▼

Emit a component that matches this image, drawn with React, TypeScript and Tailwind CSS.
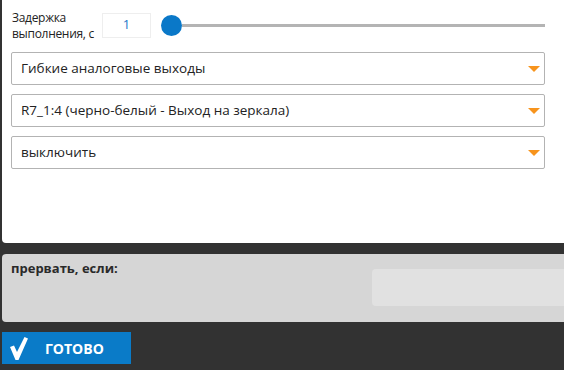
const font = { fontFamily: '"Open Sans", "Liberation Sans", sans-serif' }

const Select = ({ label }: { label: string }) => (
    <div className="flex items-center justify-between h-[33px] border border-[#b3b3b3] rounded-[2px] bg-white pl-[9px] pr-[4px]">
        <span className="text-[13.5px] text-[#222]">{label}</span>
        <svg width="12" height="8" viewBox="0 0 12 8">
            <polygon points="0,1 12,1 6,7" fill="#f7941d" />
        </svg>
    </div>
)

export default function App() {
    return (
        <div className="w-[564px] h-[370px] bg-[#323232] overflow-hidden" style={font}>
            {/* Main settings panel */}
            <div className="ml-[2px] h-[243px] bg-white rounded-bl-[4px] pl-[10px] pr-[19px] pt-[7px]">
                <div className="flex items-center h-[36px]">
                    <div className="w-[90px] shrink-0 flex flex-col gap-[1px] whitespace-nowrap text-[12px] tracking-[-0.3px] leading-[15px] text-[#222]">
                        <span>Задержка</span>
                        <span>выполнения, с</span>
                    </div>
                    <div className="w-[49px] h-[25px] shrink-0 border border-[#eee] flex items-center justify-center text-[13px] text-[#1f78c8]">
                        1
                    </div>
                    <div className="flex-1 flex items-center ml-[10px]">
                        <div className="w-[21px] h-[21px] rounded-full bg-[#0a78c8]" />
                        <div className="flex-1 h-[3px] bg-[#b4b4b4]" />
                    </div>
                </div>
                <div className="flex flex-col gap-[9px] mt-[9px] -ml-[1px]">
                    <Select label="Гибкие аналоговые выходы" />
                    <Select label="R7_1:4 (черно-белый - Выход на зеркала)" />
                    <Select label="выключить" />
                </div>
            </div>

            {/* Abort condition */}
            <div className="ml-[2px] mt-[11px] h-[68px] bg-[#d6d6d6] rounded-l-[4px] flex justify-between pl-[9px]">
                <div className="pt-[5px] text-[13px] font-bold text-[#2a2a2a]">прервать, если:</div>
                <div className="mt-[15px] w-[192px] h-[37px] bg-[#e1e1e1] rounded-l-[4px]" />
            </div>

            {/* Done button */}
            <button className="ml-[2px] mt-[10px] w-[129px] h-[32px] bg-[#0a7bc8] flex items-center text-white">
                <svg className="ml-[8px]" width="18" height="23" viewBox="0 0 18 23">
                    <polygon points="0,10 4,8.5 7,15 14.5,0 18,1.5 8.5,23 5.5,23" fill="#fff" />
                </svg>
                <span className="ml-[17px] text-[14px] font-bold">ГОТОВО</span>
            </button>
        </div>
    )
}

▲

Problem: Write out the whole listing again, exactly, with no pictures.

Response:
Emit a component that matches this image, drawn with React, TypeScript and Tailwind CSS.
const font = { fontFamily: '"Open Sans", "Liberation Sans", sans-serif' }

const Select = ({ label }: { label: string }) => (
    <div className="flex items-center justify-between h-[33px] border border-[#b3b3b3] rounded-[2px] bg-white pl-[9px] pr-[4px]">
        <span className="text-[13.5px] text-[#222]">{label}</span>
        <svg width="12" height="8" viewBox="0 0 12 8">
            <polygon points="0,1 12,1 6,7" fill="#f7941d" />
        </svg>
    </div>
)

export default function App() {
    return (
        <div className="w-[564px] h-[370px] bg-[#323232] overflow-hidden" style={font}>
            {/* Main settings panel */}
            <div className="ml-[2px] h-[243px] bg-white rounded-bl-[4px] pl-[10px] pr-[19px] pt-[7px]">
                <div className="flex items-center h-[36px]">
                    <div className="w-[90px] shrink-0 flex flex-col gap-[1px] whitespace-nowrap text-[12px] tracking-[-0.3px] leading-[15px] text-[#222]">
                        <span>Задержка</span>
                        <span>выполнения, с</span>
                    </div>
                    <div className="w-[49px] h-[25px] shrink-0 border border-[#eee] flex items-center justify-center text-[13px] text-[#1f78c8]">
                        1
                    </div>
                    <div className="flex-1 flex items-center ml-[10px]">
                        <div className="w-[21px] h-[21px] rounded-full bg-[#0a78c8]" />
                        <div className="flex-1 h-[3px] bg-[#b4b4b4]" />
                    </div>
                </div>
                <div className="flex flex-col gap-[9px] mt-[9px] -ml-[1px]">
                    <Select label="Гибкие аналоговые выходы" />
                    <Select label="R7_1:4 (черно-белый - Выход на зеркала)" />
                    <Select label="выключить" />
                </div>
            </div>

            {/* Abort condition */}
            <div className="ml-[2px] mt-[11px] h-[68px] bg-[#d6d6d6] rounded-l-[4px] flex justify-between pl-[9px]">
                <div className="pt-[5px] text-[13px] font-bold text-[#2a2a2a]">прервать, если:</div>
                <div className="mt-[15px] w-[192px] h-[37px] bg-[#e1e1e1] rounded-l-[4px]" />
            </div>

            {/* Done button */}
            <button className="ml-[2px] mt-[10px] w-[129px] h-[32px] bg-[#0a7bc8] flex items-center text-white">
                <svg className="ml-[8px]" width="18" height="23" viewBox="0 0 18 23">
                    <polygon points="0,10 4,8.5 7,15 14.5,0 18,1.5 8.5,23 5.5,23" fill="#fff" />
                </svg>
                <span className="ml-[17px] text-[14px] font-bold">ГОТОВО</span>
            </button>
        </div>
    )
}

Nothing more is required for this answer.